Given task :: Set all the material down again unchanged, without the pictures.

Data section ::

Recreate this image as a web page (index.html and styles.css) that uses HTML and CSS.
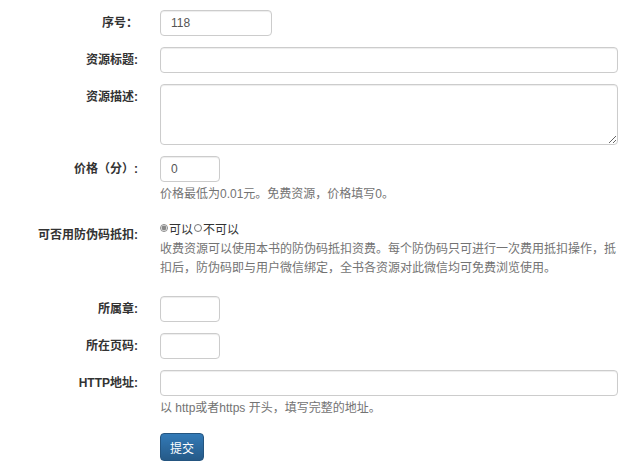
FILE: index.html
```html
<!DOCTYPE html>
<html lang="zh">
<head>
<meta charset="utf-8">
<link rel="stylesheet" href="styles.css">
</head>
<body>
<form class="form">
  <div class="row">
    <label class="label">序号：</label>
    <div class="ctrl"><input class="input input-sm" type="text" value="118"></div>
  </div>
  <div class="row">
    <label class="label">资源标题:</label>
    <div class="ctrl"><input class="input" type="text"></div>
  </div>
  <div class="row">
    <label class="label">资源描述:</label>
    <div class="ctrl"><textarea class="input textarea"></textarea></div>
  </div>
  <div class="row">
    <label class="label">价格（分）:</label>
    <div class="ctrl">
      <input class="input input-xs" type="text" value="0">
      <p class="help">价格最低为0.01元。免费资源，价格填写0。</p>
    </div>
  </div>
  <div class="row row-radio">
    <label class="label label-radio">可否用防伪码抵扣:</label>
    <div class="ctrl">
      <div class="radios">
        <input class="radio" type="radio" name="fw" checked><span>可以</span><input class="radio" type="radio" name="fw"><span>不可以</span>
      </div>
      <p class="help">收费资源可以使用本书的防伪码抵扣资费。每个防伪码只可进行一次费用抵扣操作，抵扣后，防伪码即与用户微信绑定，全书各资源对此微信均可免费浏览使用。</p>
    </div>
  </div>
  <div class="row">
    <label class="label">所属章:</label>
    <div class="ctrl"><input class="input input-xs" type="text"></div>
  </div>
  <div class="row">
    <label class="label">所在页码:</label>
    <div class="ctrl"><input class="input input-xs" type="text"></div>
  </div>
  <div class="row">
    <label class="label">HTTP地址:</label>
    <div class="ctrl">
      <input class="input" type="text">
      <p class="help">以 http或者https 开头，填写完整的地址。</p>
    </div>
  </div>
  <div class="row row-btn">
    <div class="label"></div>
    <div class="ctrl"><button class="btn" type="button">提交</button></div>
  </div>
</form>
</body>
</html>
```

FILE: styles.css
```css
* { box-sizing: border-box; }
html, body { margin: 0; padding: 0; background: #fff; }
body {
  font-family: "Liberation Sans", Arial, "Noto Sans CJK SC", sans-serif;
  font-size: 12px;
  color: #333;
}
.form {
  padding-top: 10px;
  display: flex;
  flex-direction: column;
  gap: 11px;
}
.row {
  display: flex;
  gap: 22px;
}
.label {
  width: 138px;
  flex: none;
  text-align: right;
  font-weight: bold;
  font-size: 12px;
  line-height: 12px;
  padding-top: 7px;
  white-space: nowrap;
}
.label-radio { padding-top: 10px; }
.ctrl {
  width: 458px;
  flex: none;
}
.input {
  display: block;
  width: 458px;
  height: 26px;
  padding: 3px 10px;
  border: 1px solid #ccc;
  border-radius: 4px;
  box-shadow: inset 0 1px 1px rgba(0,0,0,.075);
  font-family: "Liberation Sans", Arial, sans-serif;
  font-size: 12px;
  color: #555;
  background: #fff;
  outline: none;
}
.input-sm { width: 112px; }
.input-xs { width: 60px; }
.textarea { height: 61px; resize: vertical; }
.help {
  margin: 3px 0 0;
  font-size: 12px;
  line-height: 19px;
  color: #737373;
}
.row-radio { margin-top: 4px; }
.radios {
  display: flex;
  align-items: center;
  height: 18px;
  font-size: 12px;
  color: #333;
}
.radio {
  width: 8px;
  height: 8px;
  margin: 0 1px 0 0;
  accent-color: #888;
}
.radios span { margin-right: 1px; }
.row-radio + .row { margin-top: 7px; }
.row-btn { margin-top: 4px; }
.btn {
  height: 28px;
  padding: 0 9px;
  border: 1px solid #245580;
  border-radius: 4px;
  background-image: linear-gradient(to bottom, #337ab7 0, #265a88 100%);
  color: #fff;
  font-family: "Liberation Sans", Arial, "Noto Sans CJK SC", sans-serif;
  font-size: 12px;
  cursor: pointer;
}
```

Output of the task ::
Recreate this image as a web page (index.html and styles.css) that uses HTML and CSS.
FILE: index.html
```html
<!DOCTYPE html>
<html lang="zh">
<head>
<meta charset="utf-8">
<link rel="stylesheet" href="styles.css">
</head>
<body>
<form class="form">
  <div class="row">
    <label class="label">序号：</label>
    <div class="ctrl"><input class="input input-sm" type="text" value="118"></div>
  </div>
  <div class="row">
    <label class="label">资源标题:</label>
    <div class="ctrl"><input class="input" type="text"></div>
  </div>
  <div class="row">
    <label class="label">资源描述:</label>
    <div class="ctrl"><textarea class="input textarea"></textarea></div>
  </div>
  <div class="row">
    <label class="label">价格（分）:</label>
    <div class="ctrl">
      <input class="input input-xs" type="text" value="0">
      <p class="help">价格最低为0.01元。免费资源，价格填写0。</p>
    </div>
  </div>
  <div class="row row-radio">
    <label class="label label-radio">可否用防伪码抵扣:</label>
    <div class="ctrl">
      <div class="radios">
        <input class="radio" type="radio" name="fw" checked><span>可以</span><input class="radio" type="radio" name="fw"><span>不可以</span>
      </div>
      <p class="help">收费资源可以使用本书的防伪码抵扣资费。每个防伪码只可进行一次费用抵扣操作，抵扣后，防伪码即与用户微信绑定，全书各资源对此微信均可免费浏览使用。</p>
    </div>
  </div>
  <div class="row">
    <label class="label">所属章:</label>
    <div class="ctrl"><input class="input input-xs" type="text"></div>
  </div>
  <div class="row">
    <label class="label">所在页码:</label>
    <div class="ctrl"><input class="input input-xs" type="text"></div>
  </div>
  <div class="row">
    <label class="label">HTTP地址:</label>
    <div class="ctrl">
      <input class="input" type="text">
      <p class="help">以 http或者https 开头，填写完整的地址。</p>
    </div>
  </div>
  <div class="row row-btn">
    <div class="label"></div>
    <div class="ctrl"><button class="btn" type="button">提交</button></div>
  </div>
</form>
</body>
</html>
```

FILE: styles.css
```css
* { box-sizing: border-box; }
html, body { margin: 0; padding: 0; background: #fff; }
body {
  font-family: "Liberation Sans", Arial, "Noto Sans CJK SC", sans-serif;
  font-size: 12px;
  color: #333;
}
.form {
  padding-top: 10px;
  display: flex;
  flex-direction: column;
  gap: 11px;
}
.row {
  display: flex;
  gap: 22px;
}
.label {
  width: 138px;
  flex: none;
  text-align: right;
  font-weight: bold;
  font-size: 12px;
  line-height: 12px;
  padding-top: 7px;
  white-space: nowrap;
}
.label-radio { padding-top: 10px; }
.ctrl {
  width: 458px;
  flex: none;
}
.input {
  display: block;
  width: 458px;
  height: 26px;
  padding: 3px 10px;
  border: 1px solid #ccc;
  border-radius: 4px;
  box-shadow: inset 0 1px 1px rgba(0,0,0,.075);
  font-family: "Liberation Sans", Arial, sans-serif;
  font-size: 12px;
  color: #555;
  background: #fff;
  outline: none;
}
.input-sm { width: 112px; }
.input-xs { width: 60px; }
.textarea { height: 61px; resize: vertical; }
.help {
  margin: 3px 0 0;
  font-size: 12px;
  line-height: 19px;
  color: #737373;
}
.row-radio { margin-top: 4px; }
.radios {
  display: flex;
  align-items: center;
  height: 18px;
  font-size: 12px;
  color: #333;
}
.radio {
  width: 8px;
  height: 8px;
  margin: 0 1px 0 0;
  accent-color: #888;
}
.radios span { margin-right: 1px; }
.row-radio + .row { margin-top: 7px; }
.row-btn { margin-top: 4px; }
.btn {
  height: 28px;
  padding: 0 9px;
  border: 1px solid #245580;
  border-radius: 4px;
  background-image: linear-gradient(to bottom, #337ab7 0, #265a88 100%);
  color: #fff;
  font-family: "Liberation Sans", Arial, "Noto Sans CJK SC", sans-serif;
  font-size: 12px;
  cursor: pointer;
}
```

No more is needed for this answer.